Set up your environment when you have energy. Your depleted self will thank you—not in words, but in actions, by effortlessly following the path you created.
The Reset Ritual
Environments decay toward disorder. Friction accumulates. Good cues get buried. Without maintenance, your carefully designed environment reverts to chaos, and chaos favors bad habits.
The solution is a reset ritual—a regular practice of restoring your environment to its intended state.
This might mean five minutes each night putting things back where they belong. It might mean a Sunday reset where you prepare the week's environment: laying out workout clothes, prepping meals, clearing your workspace, charging devices in their designated spots.
A reset ritual isn't cleaning. It's reloading your behavioral defaults for the days ahead.
The reset takes effort, but it's concentrated effort—a small investment that pays dividends across many future moments of decision. Instead of fighting friction repeatedly, you eliminate it once.
Start With One Space
You can't redesign your entire environment overnight. Trying to creates overwhelm and usually leads to nothing changing.

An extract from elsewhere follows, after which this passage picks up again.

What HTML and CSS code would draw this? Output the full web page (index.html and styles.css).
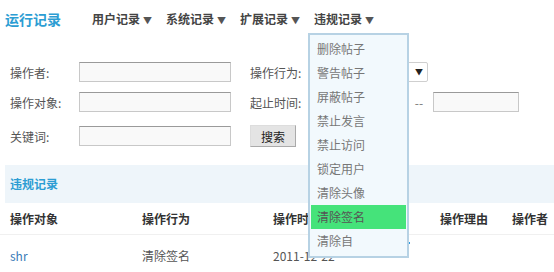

Instead, pick one space. One room. One corner. One habit you want to support. Apply the principles: reduce friction for the behavior you want, increase friction for the behavior you don't, make good cues visible, hide bad cues.
Maybe it's your kitchen counter—clearing everything except a fruit bowl and water bottle. Maybe it's your nightstand—replacing your phone with a book. Maybe it's your desk—removing everything except what you need for your most important work.
One environment, properly designed, will change one behavior. That behavior will compound. Then you can expand to the next space, the next habit, the next layer of design.
Your environment is constantly shaping you. The question is whether you'll shape it back—intentionally, strategically, in service of who you want to become. The design isn't optional. Only whether you're the designer.